Secondly, it builds a certain degree of trust in the judicial system because litigants know that a particular judge is bound by an earlier decision and will decide the matter not as per her whims and fancies but based on established legal principles.
Under Article 226 of the Constitution of India, every High Court shall have superintendence over all courts and tribunals throughout the territories in relation to which it exercises jurisdiction.
In three judgments spanning 133, 83 and 72 pages, the Delhi High Court passed reasoned Orders releasing the three students on bail. In these, the High Court distinguished between ordinary criminal cases and cases of terrorism, and how the Delhi police tried to conflate the two.
The court observed that the charge sheet filed against the three students does not disclose any material on basis of which a charge of terrorism can be inferred. And because there was no prima facie case of terrorism, the court went on to apply the bail principles applied to cases under the Indian Penal Code and ordered release of the three students. What else is expected of a constitutional court?

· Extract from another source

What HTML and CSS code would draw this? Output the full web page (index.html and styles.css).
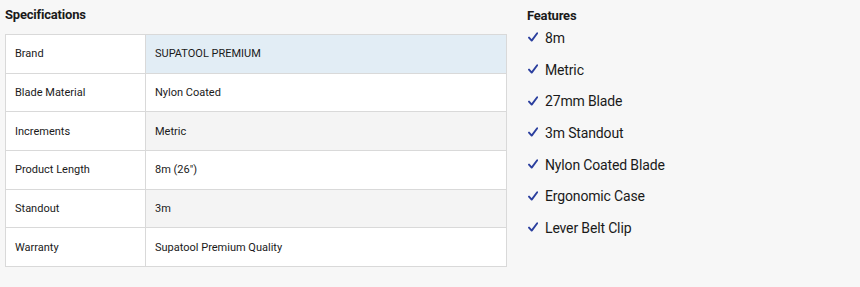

Time and again the Supreme Court has ruled that bail is the norm and jail is the exception. In Arnab Goswami’s case, the Supreme Court said that deprivation of liberty even for a single day is one day too many and courts must ensure that they continue to remain the first line of defence against the deprivation of the liberty of citizens.
But when the Delhi Police filed an appeal against the Orders, the vacation bench of the Supreme Court found the orders granting bail to be “surprising” because the Delhi High Court had filled 288 pages in a bail matter.
The Supreme Court did not order cancellation of the bail but said that the Orders required reconsideration because the issue is important and will have “pan-India ramification”. The Supreme Court did not stay the judgments but said that the Order will have no precedential value in other matters. “If the Order does not have precedent value, it is good enough,” the vacation bench said.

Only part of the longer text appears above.